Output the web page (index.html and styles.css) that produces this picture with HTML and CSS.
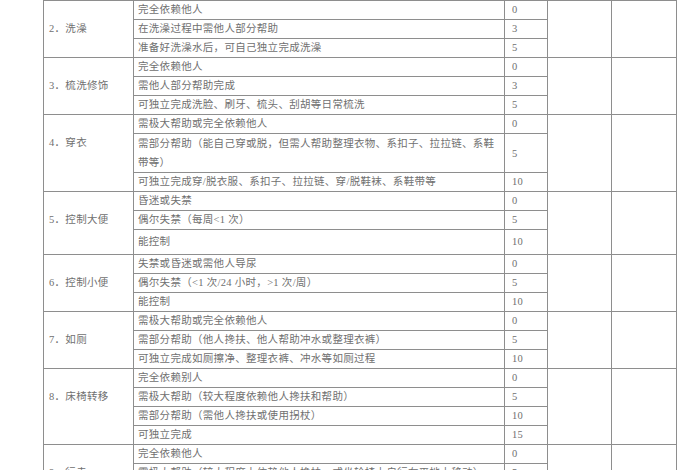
FILE: index.html
```html
<!DOCTYPE html>
<html lang="zh">
<head>
<meta charset="utf-8">
<link rel="stylesheet" href="styles.css">
</head>
<body>
<div class="sheet">
<table class="adl">
<colgroup>
<col class="c-item"><col class="c-desc"><col class="c-score"><col class="c-a"><col class="c-b">
</colgroup>
<tbody>
<tr><td></td><td class="desc">可独立进食（在合理的时间内独立进食准备好的食物）</td><td class="score">10</td><td></td><td></td></tr>

<tr><td class="item" rowspan="3">2．洗澡</td><td class="desc">完全依赖他人</td><td class="score">0</td><td rowspan="3"></td><td rowspan="3"></td></tr>
<tr><td class="desc">在洗澡过程中需他人部分帮助</td><td class="score">3</td></tr>
<tr><td class="desc">准备好洗澡水后，可自己独立完成洗澡</td><td class="score">5</td></tr>

<tr><td class="item" rowspan="3">3．梳洗修饰</td><td class="desc">完全依赖他人</td><td class="score">0</td><td rowspan="3"></td><td rowspan="3"></td></tr>
<tr><td class="desc">需他人部分帮助完成</td><td class="score">3</td></tr>
<tr><td class="desc">可独立完成洗脸、刷牙、梳头、刮胡等日常梳洗</td><td class="score">5</td></tr>

<tr><td class="item" rowspan="3">4．穿衣</td><td class="desc">需极大帮助或完全依赖他人</td><td class="score">0</td><td rowspan="3"></td><td rowspan="3"></td></tr>
<tr class="tall"><td class="desc">需部分帮助（能自己穿或脱，但需人帮助整理衣物、系扣子、拉拉链、系鞋带等）</td><td class="score">5</td></tr>
<tr><td class="desc">可独立完成穿/脱衣服、系扣子、拉拉链、穿/脱鞋袜、系鞋带等</td><td class="score">10</td></tr>

<tr><td class="item" rowspan="3">5．控制大便</td><td class="desc">昏迷或失禁</td><td class="score">0</td><td rowspan="3"></td><td rowspan="3"></td></tr>
<tr><td class="desc">偶尔失禁（每周&lt;1 次）</td><td class="score">5</td></tr>
<tr class="wide"><td class="desc">能控制</td><td class="score">10</td></tr>

<tr><td class="item" rowspan="3">6．控制小便</td><td class="desc">失禁或昏迷或需他人导尿</td><td class="score">0</td><td rowspan="3"></td><td rowspan="3"></td></tr>
<tr><td class="desc">偶尔失禁（&lt;1 次/24 小时，&gt;1 次/周）</td><td class="score">5</td></tr>
<tr><td class="desc">能控制</td><td class="score">10</td></tr>

<tr><td class="item" rowspan="3">7．如厕</td><td class="desc">需极大帮助或完全依赖他人</td><td class="score">0</td><td rowspan="3"></td><td rowspan="3"></td></tr>
<tr><td class="desc">需部分帮助（他人搀扶、他人帮助冲水或整理衣裤）</td><td class="score">5</td></tr>
<tr><td class="desc">可独立完成如厕擦净、整理衣裤、冲水等如厕过程</td><td class="score">10</td></tr>

<tr><td class="item" rowspan="4">8．床椅转移</td><td class="desc">完全依赖别人</td><td class="score">0</td><td rowspan="4"></td><td rowspan="4"></td></tr>
<tr><td class="desc">需极大帮助（较大程度依赖他人搀扶和帮助）</td><td class="score">5</td></tr>
<tr><td class="desc">需部分帮助（需他人搀扶或使用拐杖）</td><td class="score">10</td></tr>
<tr><td class="desc">可独立完成</td><td class="score">15</td></tr>

<tr><td class="item" rowspan="3">9．行走</td><td class="desc">完全依赖他人</td><td class="score">0</td><td rowspan="3"></td><td rowspan="3"></td></tr>
<tr><td class="desc">需极大帮助（较大程度上依赖他人搀扶，或坐轮椅上自行在平地上移动）</td><td class="score">5</td></tr>
<tr><td class="desc">需部分帮助（需他人搀扶或使用拐杖）</td><td class="score">10</td></tr>
</tbody>
</table>
</div>
</body>
</html>
```
FILE: styles.css
```css
html, body {
  margin: 0;
  padding: 0;
  background: #ffffff;
}
body {
  width: 700px;
  height: 470px;
  overflow: hidden;
  font-family: "Liberation Serif", "Noto Sans CJK SC", serif;
  color: #707070;
}
.sheet {
  margin: -19px 0 0 43px;
}
.adl {
  border-collapse: collapse;
  table-layout: fixed;
  width: 633px;
  font-size: 10.5px;
  letter-spacing: 0.3px;
}
.c-item { width: 90px; }
.c-desc { width: 371px; }
.c-score { width: 43px; }
.c-a { width: 64px; }
.c-b { width: 65px; }
.adl td {
  border: 1px solid #8e8e8e;
  padding: 0 0 0 4px;
  height: 18px;
  line-height: 18px;
  vertical-align: middle;
}
.adl tr.tall td { height: 37px; line-height: 19px; }
.adl tr.wide td { height: 24px; }
.adl td.item {
  vertical-align: top;
  padding: 18px 0 0 5px;
  line-height: 20px;
}
.adl td.desc {
  padding-left: 4px;
  padding-right: 4px;
}
.adl td.score {
  padding-left: 7px;
}
```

→ WORK TO COMPLETE: Every line that holds the string "styles" should be returned.

→ RESPONSE TO THIS EXERCISE:
Output the web page (index.html and styles.css) that produces this picture with HTML and CSS.
<link rel="stylesheet" href="styles.css">
FILE: styles.css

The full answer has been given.